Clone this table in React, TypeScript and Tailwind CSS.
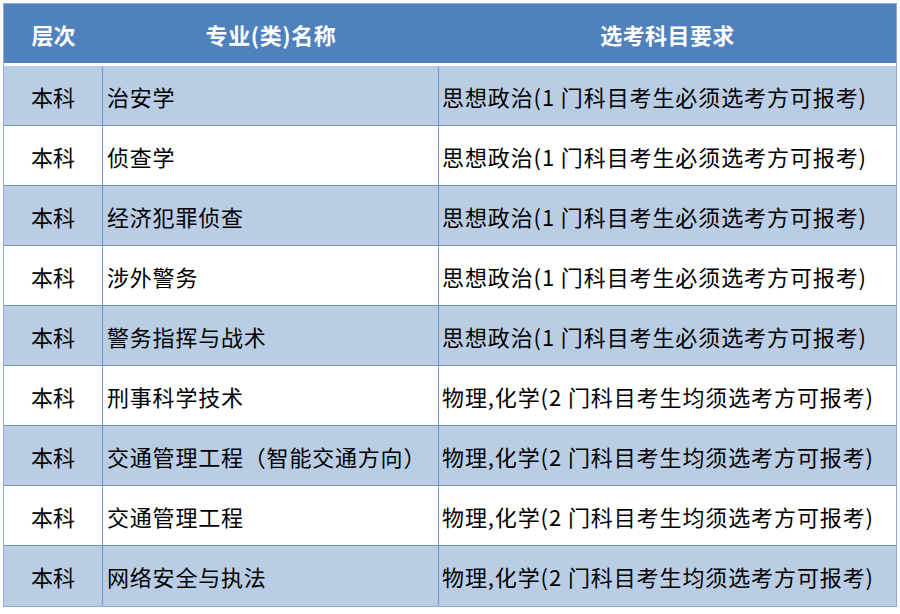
import React from "react";

const rows: [string, string][] = [
  ["治安学", "思想政治(1 门科目考生必须选考方可报考)"],
  ["侦查学", "思想政治(1 门科目考生必须选考方可报考)"],
  ["经济犯罪侦查", "思想政治(1 门科目考生必须选考方可报考)"],
  ["涉外警务", "思想政治(1 门科目考生必须选考方可报考)"],
  ["警务指挥与战术", "思想政治(1 门科目考生必须选考方可报考)"],
  ["刑事科学技术", "物理,化学(2 门科目考生均须选考方可报考)"],
  ["交通管理工程（智能交通方向）", "物理,化学(2 门科目考生均须选考方可报考)"],
  ["交通管理工程", "物理,化学(2 门科目考生均须选考方可报考)"],
  ["网络安全与执法", "物理,化学(2 门科目考生均须选考方可报考)"],
];

export default function App() {
  return (
    <div
      className="w-[900px] h-[614px] bg-white pl-[3px] pt-[3px] pr-[3px]"
      style={{ fontFamily: '"Noto Sans CJK SC", "Microsoft YaHei", sans-serif' }}
    >
      <div className="w-[894px] border border-[#8eaadb] bg-white">
        <div className="grid grid-cols-[99px_336px_1fr] h-[59px] bg-[#4f81bd] text-white font-bold text-[22px] items-center pt-[2px]">
          <div className="text-center">层次</div>
          <div className="text-center tracking-[0.6px]">专业(类)名称</div>
          <div className="text-center tracking-[0.4px]">选考科目要求</div>
        </div>
        <div className="h-[3px] bg-white" />
        {rows.map(([major, req], i) => (
          <div
            key={i}
            className={`grid grid-cols-[99px_336px_1fr] h-[60px] items-stretch text-[22px] text-black border-b border-[#6f95c9] ${
              i % 2 === 0 ? "bg-[#b9cde5]" : "bg-white"
            } ${i === rows.length - 1 ? "border-b-0" : ""}`}
          >
            <div className="flex items-center justify-center border-r border-[#6f95c9] pt-[1px]">本科</div>
            <div className="flex items-center pl-[4px] border-r border-[#6f95c9] whitespace-nowrap tracking-[0.8px] pt-[1px]">{major}</div>
            <div className="flex items-center pl-[3px] whitespace-nowrap tracking-[0.9px] pt-[1px]">{req}</div>
          </div>
        ))}
      </div>
    </div>
  );
}
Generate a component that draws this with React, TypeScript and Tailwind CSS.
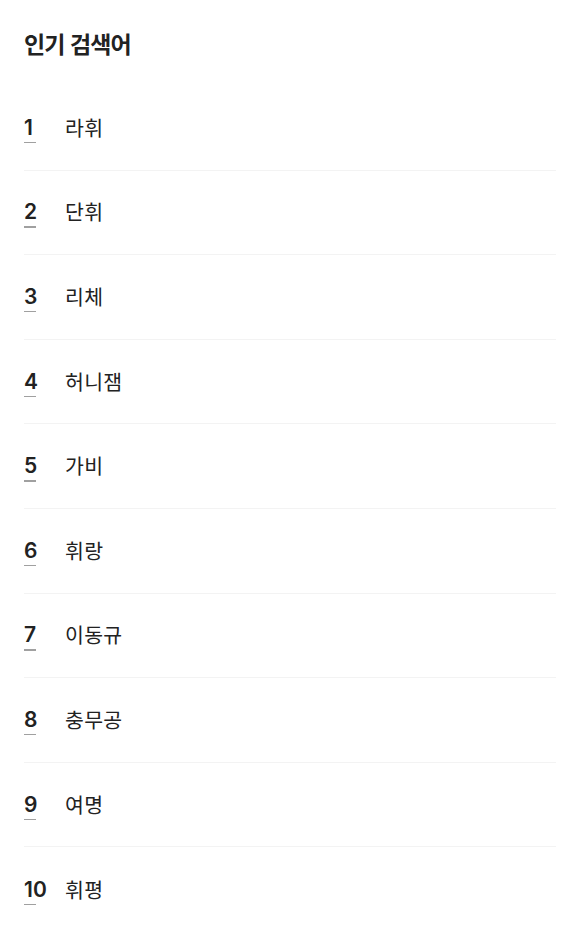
const keywords = ['라휘', '단휘', '리체', '허니잼', '가비', '휘랑', '이동규', '충무공', '여명', '휘평'];

export default function App() {
  return (
    <div
      className="min-h-screen bg-white px-6 text-[#222]"
      style={{ fontFamily: '"Noto Sans", "Noto Sans CJK KR", sans-serif' }}
    >
      <h2 className="pt-[28px] text-[23px] leading-[32px] font-semibold tracking-[-0.8px]">인기 검색어</h2>

      <ul className="mt-[26px] w-[532px]">
        {keywords.map((word, i) => (
          <li
            key={word}
            className="flex h-[84.6px] items-center border-b border-[#f3f3f3] last:border-b-0"
          >
            <div className="relative w-[41px]">
              <span className="font-['Inter',sans-serif] text-[21px] leading-[28px] font-semibold">{i + 1}</span>
              <span className="absolute left-0 top-[28px] h-[1.5px] w-[12px] bg-[#a0a0a0]" />
            </div>
            <span className="text-[20.5px] leading-[28px] tracking-[0.3px]">{word}</span>
          </li>
        ))}
      </ul>
    </div>
  );
}
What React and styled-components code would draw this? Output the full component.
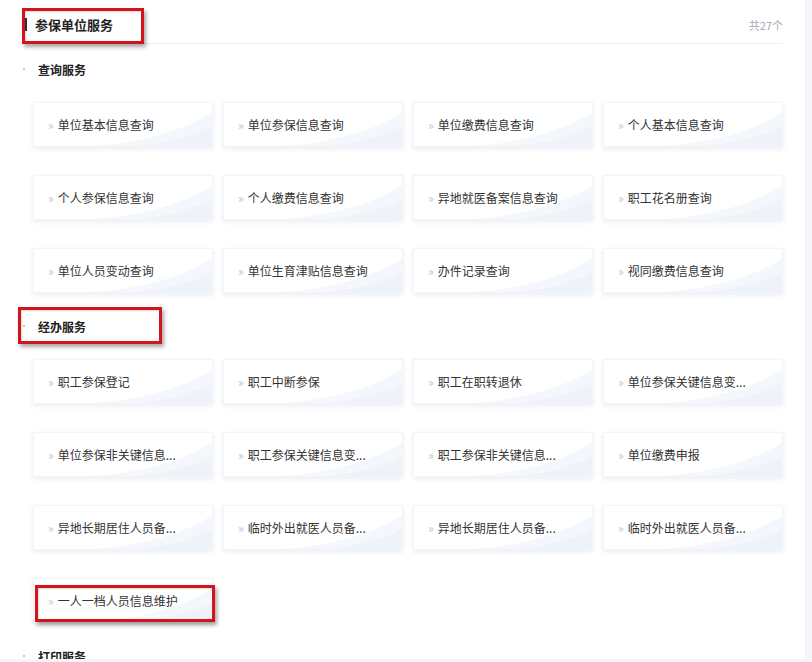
import React from 'react';
import styled, { createGlobalStyle } from 'styled-components';

const sections = [
  {
    title: '查询服务',
    items: [
      '单位基本信息查询', '单位参保信息查询', '单位缴费信息查询', '个人基本信息查询',
      '个人参保信息查询', '个人缴费信息查询', '异地就医备案信息查询', '职工花名册查询',
      '单位人员变动查询', '单位生育津贴信息查询', '办件记录查询', '视同缴费信息查询',
    ],
  },
  {
    title: '经办服务',
    marked: true,
    items: [
      '职工参保登记', '职工中断参保', '职工在职转退休', '单位参保关键信息变...',
      '单位参保非关键信息...', '职工参保关键信息变...', '职工参保非关键信息...', '单位缴费申报',
      '异地长期居住人员备...', '临时外出就医人员备...', '异地长期居住人员备...', '临时外出就医人员备...',
      '一人一档人员信息维护',
    ],
    markedItem: 12,
  },
  {
    title: '打印服务',
    items: [],
  },
];

const GlobalStyle = createGlobalStyle`
  html, body {
    margin: 0;
    padding: 0;
    background: #f4f6f9;
  }
  body {
    font-family: "Noto Sans CJK SC", "Noto Sans", sans-serif;
    color: #333;
  }
`;

const Panel = styled.div`
  width: 806px;
  height: 659px;
  overflow: hidden;
  background: #fff;
  box-sizing: border-box;
  padding: 0 22px;
  border-right: 1px solid #f0f2f5;
`;

const Header = styled.div`
  position: relative;
  display: flex;
  align-items: center;
  height: 37px;
  padding: 6px 0 0 3px;
  border-bottom: 1px solid #edf0f3;
`;

const Bar = styled.span`
  width: 2px;
  height: 13px;
  background: #2a3347;
  margin-right: 8px;
`;

const Title = styled.h2`
  margin: 0;
  font-size: 13px;
  font-weight: 700;
  color: #222;
  flex: 1;
`;

const Count = styled.span`
  font-size: 11px;
  color: #a3a8b0;
`;

const Section = styled.div`
  padding-top: 16px;
`;

const SectionTitle = styled.div`
  position: relative;
  display: flex;
  align-items: center;
  height: 18px;
  font-size: 12px;
  font-weight: 700;
  color: #222;
  &::before {
    content: '';
    width: 2px;
    height: 2px;
    background: #c4c9d0;
    margin: 0 13px 0 1px;
  }
`;

const Grid = styled.div`
  display: grid;
  grid-template-columns: repeat(4, 180px);
  gap: 28px 10px;
  margin: 24px 0 8px 11px;
`;

const Card = styled.div`
  position: relative;
  height: 45px;
  display: flex;
  align-items: center;
  padding-left: 14px;
  box-sizing: border-box;
  background: #fff;
  border: 1px solid #f2f4f7;
  box-shadow: 0 2px 5px rgba(30, 60, 110, 0.09);
  font-size: 12px;
  color: #333;
  cursor: pointer;
`;

const Wave = styled.svg`
  position: absolute;
  right: 0;
  bottom: 0;
  width: 100%;
  height: 100%;
  pointer-events: none;
`;

const Arrow = styled.span`
  position: relative;
  color: #bfc5ce;
  font-size: 12px;
  margin-right: 4px;
  line-height: 1;
`;

const Label = styled.span`
  position: relative;
  white-space: nowrap;
`;

const Mark = styled.div`
  position: absolute;
  left: ${p => p.$left}px;
  top: ${p => p.$top}px;
  width: ${p => p.$w}px;
  height: ${p => p.$h}px;
  box-sizing: border-box;
  border: 3px solid #d3141c;
  box-shadow: 2px 3px 4px rgba(0, 0, 0, 0.35), inset 1px 1px 2px rgba(0, 0, 0, 0.15);
  pointer-events: none;
`;

function ServiceCard({ name, marked }) {
  return (
    <Card>
      <Wave viewBox="0 0 180 45" preserveAspectRatio="none">
        <path d="M60 45 C105 42 150 30 180 10 L180 45 Z" fill="#f4f8fc" />
        <path d="M105 45 C140 41 165 33 180 24 L180 45 Z" fill="#eef3fa" />
      </Wave>
      <Arrow>»</Arrow>
      <Label>{name}</Label>
      {marked && <Mark $left={1} $top={6} $w={180} $h={37} />}
    </Card>
  );
}

export default function App() {
  return (
    <>
      <GlobalStyle />
      <Panel>
        <Header>
          <Bar />
          <Title>参保单位服务</Title>
          <Count>共27个</Count>
          <Mark $left={0} $top={8} $w={122} $h={36} />
        </Header>
        {sections.map(section => (
          <Section key={section.title}>
            <SectionTitle>
              {section.title}
              {section.marked && <Mark $left={-4} $top={-10} $w={144} $h={37} />}
            </SectionTitle>
            {section.items.length > 0 && (
              <Grid>
                {section.items.map((name, i) => (
                  <ServiceCard key={i} name={name} marked={section.markedItem === i} />
                ))}
              </Grid>
            )}
          </Section>
        ))}
      </Panel>
    </>
  );
}
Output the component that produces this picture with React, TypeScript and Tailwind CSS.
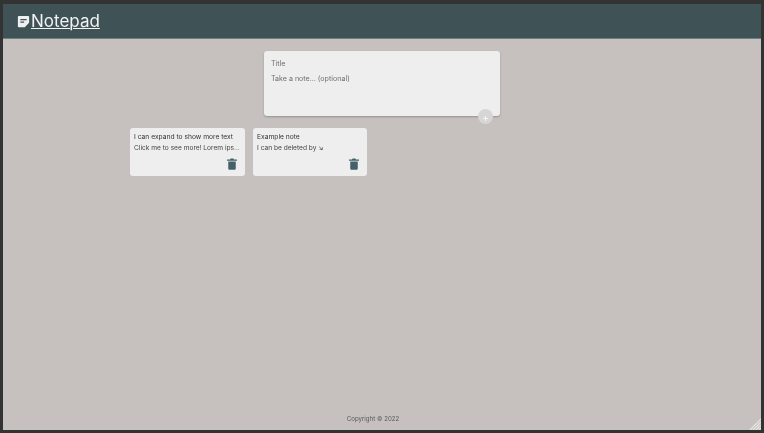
import React from "react";

function Trash() {
  return (
    <svg viewBox="0 0 12 14" className="w-[10px] h-[12px] text-[#44616a]" fill="currentColor">
      <path d="M1.500 4h9v8.500c0 .8-.7 1.500-1.500 1.500H3c-.8 0-1.500-.7-1.500-1.500V4zM0 1.500h3.500L4.500.500h3l1 1H12V3H0V1.500z" />
    </svg>
  );
}

function Note({ title, body, width }: { title: string; body: string; width: string }) {
  return (
    <div className={`${width} h-[48px] shrink-0 bg-[#eeeeee] rounded-[3px] px-[4px] pt-[4px] flex flex-col`}>
      <div className="text-[6.700px] leading-[10px] text-[#333333] whitespace-nowrap">{title}</div>
      <div className="text-[6.600px] leading-[10px] mt-[1px] text-[#444444] whitespace-nowrap">{body}</div>
      <div className="flex justify-end pr-[4px] mt-[5px]">
        <Trash />
      </div>
    </div>
  );
}

export default function App() {
  return (
    <div className="h-[433px] w-[764px] overflow-hidden bg-[#333333] pt-[4px] pl-[3px] pr-[3px] pb-[3px] font-['Inter',sans-serif]">
      <div className="relative h-full flex flex-col bg-[#c6c1be] blur-[0.35px]">
        <header className="h-[35px] shrink-0 bg-[#3f5357] border-b border-[#6f7f82] flex items-center pl-[13px]">
          <svg viewBox="0 0 24 24" className="w-[15px] h-[15px] text-[#f0f0f0]" fill="currentColor">
            <path d="M3 4.500A1.500 1.500 0 0 1 4.500 3h15A1.500 1.500 0 0 1 21 4.500V14l-7 7H4.500A1.500 1.500 0 0 1 3 19.500V4.500zM7 8v2h10V8H7zm0 4v2h6v-2H7z" />
          </svg>
          <span className="text-[17px] leading-[22px] text-[#f2f2f2] underline underline-offset-[1px] decoration-1 font-normal">Notepad</span>
        </header>

        <main className="flex-1 flex flex-col">
          <div className="flex justify-center pt-[12px]">
            <div className="relative w-[236px] h-[65px] bg-[#eeeeee] rounded-[3px] px-[7px] pt-[8px] shadow-[0_1px_2px_rgba(0,0,0,0.25)]">
              <div className="text-[7.100px] leading-[10px] text-[#6f6f6f]">Title</div>
              <div className="text-[7.100px] leading-[10px] mt-[5px] text-[#6f6f6f]">Take a note... (optional)</div>
              <div className="absolute right-[7px] bottom-[-8px] w-[15px] h-[15px] rounded-full bg-[#d6d6d6] flex items-center justify-center text-white text-[10px] leading-none">
                +
              </div>
            </div>
          </div>

          <div className="flex gap-[8px] pl-[127px] pt-[12px]">
            <Note width="w-[115px]" title="I can expand to show more text" body="Click me to see more! Lorem ips..." />
            <Note width="w-[114px]" title="Example note" body="I can be deleted by ↘" />
          </div>
        </main>

        <footer className="h-[16px] shrink-0 flex justify-center pr-[18px] text-[6.100px] leading-[10px] text-[#55585a]">
          Copyright © 2022
        </footer>

        <svg viewBox="0 0 12 12" className="absolute right-0 bottom-0 w-[12px] h-[12px]" fill="none" stroke="#e6e6e6" strokeWidth="1.200">
          <path d="M1 12L12 1M4 12L12 4M7 12L12 7M10 12L12 10" />
        </svg>
      </div>
    </div>
  );
}
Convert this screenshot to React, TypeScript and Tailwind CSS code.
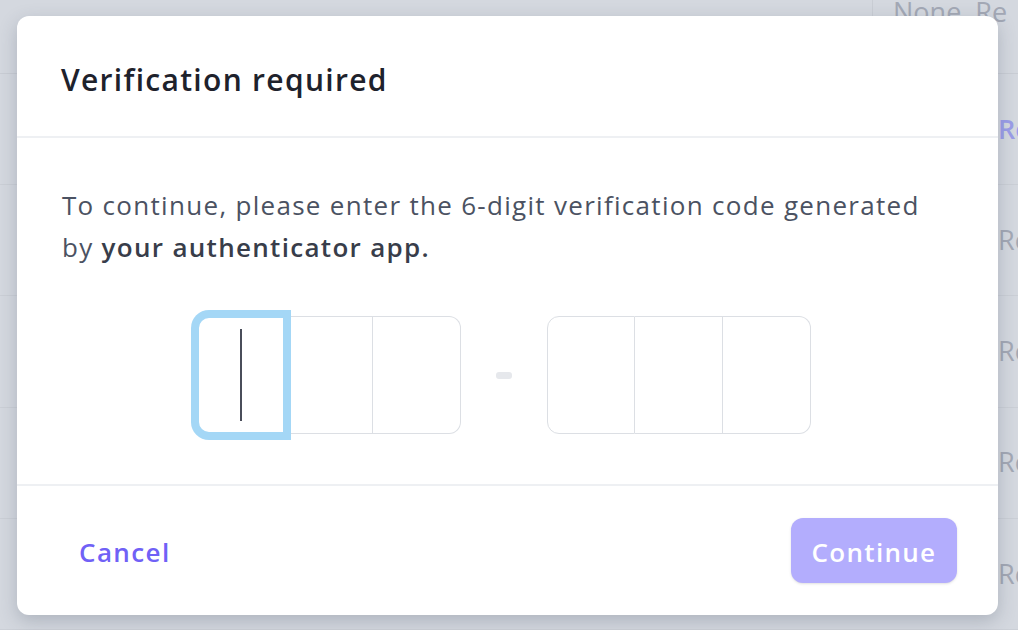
import React from "react";

const rows = [
  { text: "Re", color: "text-[#9b9de8] font-semibold" },
  { text: "Re", color: "text-[#a3a8b5]" },
  { text: "Re", color: "text-[#a3a8b5]" },
  { text: "Re", color: "text-[#a3a8b5]" },
  { text: "Re", color: "text-[#a3a8b5]" },
];

function Cell({ focused, last, first }: { focused?: boolean; last?: boolean; first?: boolean }) {
  if (focused) {
    return (
      <div className="relative z-10 flex h-[118px] w-[88px] items-center justify-center rounded-l-[12px] border-[2px] border-[#a4d7f6] ring-[6px] ring-[#a4d7f6] bg-white">
        <div className="h-[92px] w-[2px] bg-[#4a4d5a]" />
      </div>
    );
  }
  return (
    <div
      className={
        "h-[118px] w-[88px] bg-white border-[#dcdfe4] border-y " +
        (first ? "border-l rounded-l-[12px] " : "") +
        (last ? "border-r rounded-r-[12px] " : "border-r ")
      }
    />
  );
}

export default function App() {
  return (
    <div
      className="relative h-[630px] w-[1018px] overflow-hidden bg-[#d4d8df]"
      style={{ fontFamily: '"Open Sans", "Noto Sans", sans-serif' }}
    >
      {/* background table (dimmed) */}
      <div className="flex h-full flex-col">
        <div className="flex h-[75px] items-start border-b border-[#c9cdd4]">
          <div className="ml-[872px] h-full border-l border-[#c9cdd4]" />
          <div className="ml-[20px] -mt-[8px] text-[27px] text-[#a3a8b5]">None&nbsp;&nbsp;Re</div>
        </div>
        {rows.map((r, i) => (
          <div key={i} className="flex h-[113px] items-center border-b border-[#cbcfd6] pl-[998px]">
            <span className={"text-[27px] " + r.color}>{r.text}</span>
          </div>
        ))}
      </div>

      {/* modal */}
      <div className="absolute left-[17px] top-[16px] flex h-[599px] w-[981px] flex-col rounded-[12px] bg-white shadow-[0_6px_18px_rgba(60,70,90,0.25)]">
        <div className="flex h-[122px] items-center border-b-2 border-[#eef0f3] px-[44px] pt-[6px]">
          <h1 className="text-[30px] font-semibold tracking-[1.3px] text-[#1e222c]">Verification required</h1>
        </div>

        <div className="flex flex-1 flex-col px-[45px] pt-[46px]">
          <p className="text-[26px] leading-[42px] tracking-[1.3px] text-[#4b5262]">
            To continue, please enter the 6-digit verification code generated by{" "}
            <span className="font-semibold text-[#383d4a]">your authenticator app.</span>
          </p>

          <div className="mt-[48px] flex items-center justify-center pr-[7px]">
            <div className="flex">
              <Cell focused />
              <Cell />
              <Cell last />
            </div>
            <div className="mx-[35px] h-[7px] w-[16px] rounded-[3px] bg-[#e6e8ec]" />
            <div className="flex">
              <Cell first />
              <Cell />
              <Cell last />
            </div>
          </div>
        </div>

        <div className="flex h-[131px] items-center justify-between border-t-2 border-[#eef0f3] pl-[45px] pr-[41px]">
          <button className="px-[17px] pt-[4px] text-[26px] font-semibold tracking-[1.4px] text-[#7061f6]">Cancel</button>
          <button className="h-[65px] w-[166px] rounded-[12px] bg-[#b3adfd] pt-[3px] text-[26px] font-semibold tracking-[1.3px] text-white shadow-sm">
            Continue
          </button>
        </div>
      </div>
    </div>
  );
}
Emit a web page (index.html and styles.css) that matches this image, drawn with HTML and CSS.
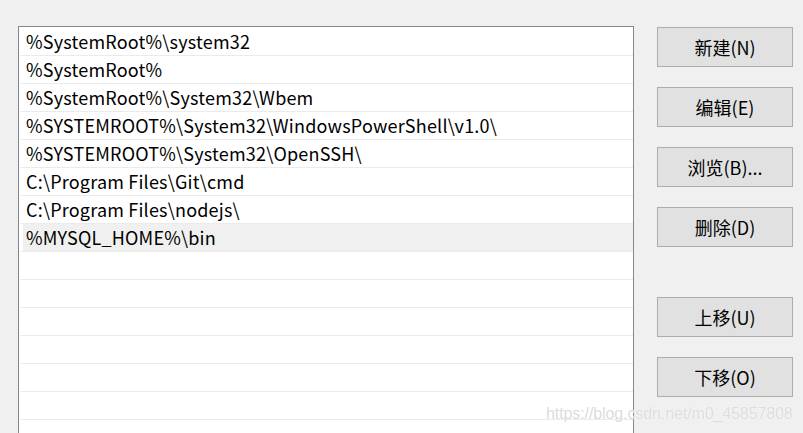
FILE: index.html
```html
<!DOCTYPE html>
<html lang="zh-CN">
<head>
<meta charset="utf-8">
<title>编辑环境变量</title>
<link rel="stylesheet" href="styles.css">
</head>
<body>
<div class="dialog">
  <div class="list">
    <div class="row"><div class="cell">%SystemRoot%\system32</div></div>
    <div class="row"><div class="cell">%SystemRoot%</div></div>
    <div class="row"><div class="cell">%SystemRoot%\System32\Wbem</div></div>
    <div class="row"><div class="cell">%SYSTEMROOT%\System32\WindowsPowerShell\v1.0\</div></div>
    <div class="row"><div class="cell">%SYSTEMROOT%\System32\OpenSSH\</div></div>
    <div class="row"><div class="cell">C:\Program Files\Git\cmd</div></div>
    <div class="row"><div class="cell">C:\Program Files\nodejs\</div></div>
    <div class="row"><div class="cell sel">%MYSQL_HOME%\bin</div></div>
    <div class="row"><div class="cell"></div></div>
    <div class="row"><div class="cell"></div></div>
    <div class="row"><div class="cell"></div></div>
    <div class="row"><div class="cell"></div></div>
    <div class="row"><div class="cell"></div></div>
    <div class="row"><div class="cell"></div></div>
  </div>
  <div class="buttons">
    <button class="btn">新建(N)</button>
    <button class="btn">编辑(E)</button>
    <button class="btn">浏览(B)...</button>
    <button class="btn">删除(D)</button>
    <button class="btn spaced">上移(U)</button>
    <button class="btn">下移(O)</button>
  </div>
</div>
<div class="watermark">https://blog.csdn.net/m0_45857808</div>
</body>
</html>
```

FILE: styles.css
```css
html, body {
  margin: 0;
  padding: 0;
  background: #f0f0f0;
  overflow: hidden;
  height: 433px;
}

body {
  position: relative;
  font-family: "Noto Sans CJK SC", "Noto Sans", sans-serif;
  color: #000;
}

.dialog {
  display: flex;
  align-items: flex-start;
  padding: 26px 0 0 18px;
}

.list {
  box-sizing: border-box;
  width: 616px;
  height: 407px;
  border: 1px solid #828790;
  border-bottom: none;
  background: #fff;
  padding: 1px 0 0 1px;
  overflow: hidden;
}

.row {
  height: 28px;
  box-sizing: border-box;
  border-bottom: 1px solid #ebebeb;
}

.cell {
  height: 27px;
  margin-left: 3px;
  padding-left: 3px;
  font-size: 18px;
  line-height: 27px;
  letter-spacing: 0.2px;
  white-space: nowrap;
}

.cell.sel {
  background: #f0f0f0;
}

.buttons {
  display: flex;
  flex-direction: column;
  gap: 20px;
  margin-left: 23px;
  padding-top: 1px;
}

.btn {
  box-sizing: border-box;
  width: 136px;
  height: 40px;
  border: 1px solid #adadad;
  background: #e1e1e1;
  font-family: "Noto Sans CJK SC", "Noto Sans", sans-serif;
  font-size: 18px;
  color: #000;
  padding: 0;
  margin: 0;
}

.btn.spaced {
  margin-top: 30px;
}

.watermark {
  position: absolute;
  left: 546px;
  top: 404px;
  font-family: "Liberation Sans", Arial, sans-serif;
  font-size: 16px;
  line-height: 20px;
  color: rgba(215, 215, 215, 0.9);
  text-shadow: 0 0 1px #fff, 0 0 1px #fff;
  white-space: nowrap;
  letter-spacing: -0.1px;
}
```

*What is asked*. Copy out all lines from the material above that contain the string "components".

*Result of the task*.
What React and styled-components code would draw this? Output the full component.
import styled, { createGlobalStyle } from 'styled-components';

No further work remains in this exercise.